Other instances there are of co-operation
among churches in the country, but their number is
not great. There is a supplementary co-operation
in the division of territory in some states.
The church at Hanover, N. J., has a territory six
miles by four, in which no other church has been established.
This old Presbyterian congregation has peopled its
countryside with its chapels and has assembled the
chapel worshippers regularly at its services in the
old church at the graveyard and the manse.
In Rock Creek, Illinois, the Presbyterian
Church has a community to itself, and ministers in
its territory with the same efficiency with which
the Baptist church across the creek ministers to its
territory, in which it also has a religious monopoly.
These two congregations respect one another and have
a sense of supplementing one another, which is a form
of co-operation. The ideal expressed in these
two instances is cherished by many. It is hoped
that religious bodies may agree in time to divide
the territory, to give up churches, to sell or transfer
property rights and to shift their ministers from communities
which have too many to those communities not served
at all. But the way for this co-operation as
an active principle has not yet opened. Its value
is in those communities which have had it from the
first as an inheritance. It has so far not proven
a remedy to be applied for the cure of existing evils.
The writer believes that the path
of co-operation is the efficient and slow one of economic
and social organization rather than the delusive short-cut
of religious union.
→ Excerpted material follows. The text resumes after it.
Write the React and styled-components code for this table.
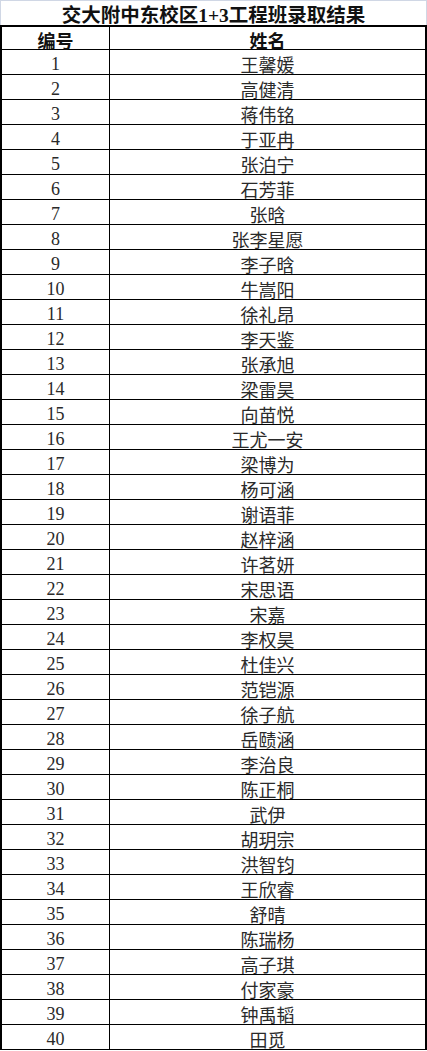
import React from "react";
import styled, { createGlobalStyle } from "styled-components";

const GlobalStyle = createGlobalStyle`
  html, body { margin: 0; padding: 0; background: #ffffff; }
  * { box-sizing: border-box; }
`;

const FONT = `"Liberation Serif", "Noto Sans CJK SC", serif`;

const Sheet = styled.div`
  width: 427px;
  font-family: ${FONT};
  color: #1c1c1c;
`;

const Title = styled.div`
  height: 25px;
  border-top: 1px solid #d0d7e5;
  border-left: 1px solid #d0d7e5;
  border-right: 1px solid #d0d7e5;
  display: flex;
  align-items: center;
  justify-content: center;
  font-size: 19.5px;
  font-weight: 700;
  color: #111;
  padding-top: 1px;
`;

const Table = styled.div`
  width: 427px;
  display: grid;
  grid-template-columns: 108px 1fr;
  border-top: 2px solid #000;
  border-left: 2px solid #000;
  border-right: 2px solid #000;
`;

const Cell = styled.div`
  height: ${(p) => (p.$head ? "23px" : "25px")};
  border-bottom: 1px solid #000;
  border-right: ${(p) => (p.$first ? "1px solid #000" : "none")};
  display: flex;
  align-items: center;
  justify-content: center;
  font-size: 18px;
  font-weight: ${(p) => (p.$head ? 700 : 400)};
  color: ${(p) => (p.$head ? "#111" : "#2a2a2a")};
  padding-top: ${(p) => (p.$head ? "3px" : p.$first ? "5px" : "4px")};
`;

const names = [
  "王馨媛", "高健清", "蒋伟铭", "于亚冉", "张泊宁", "石芳菲", "张晗", "张李星愿",
  "李子晗", "牛嵩阳", "徐礼昂", "李天鉴", "张承旭", "梁雷昊", "向苗悦", "王尤一安",
  "梁博为", "杨可涵", "谢语菲", "赵梓涵", "许茗妍", "宋思语", "宋嘉", "李权昊",
  "杜佳兴", "范铠源", "徐子航", "岳赜涵", "李治良", "陈正桐", "武伊", "胡玥宗",
  "洪智钧", "王欣睿", "舒晴", "陈瑞杨", "高子琪", "付家豪", "钟禹韬", "田觅",
];

export default function App() {
  return (
    <>
      <GlobalStyle />
      <Sheet>
        <Title>交大附中东校区1+3工程班录取结果</Title>
        <Table>
          <Cell $head $first>编号</Cell>
          <Cell $head>姓名</Cell>
          {names.map((n, i) => (
            <React.Fragment key={i}>
              <Cell $first>{i + 1}</Cell>
              <Cell>{n}</Cell>
            </React.Fragment>
          ))}
        </Table>
      </Sheet>
    </>
  );
}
People cannot be united in
religion until they are united in their social economy.
The business of the church is to organize co-operative
enterprises, economic, social and educational, and
to school the people in the joy, to educate them in
the advantages, of life together. Co-operation
must become a gospel. Union requires to be a
religious doctrine. It will be well for a long
time to come to say but little about organic union
of churches and to say a great deal about the union
in the life of the people themselves.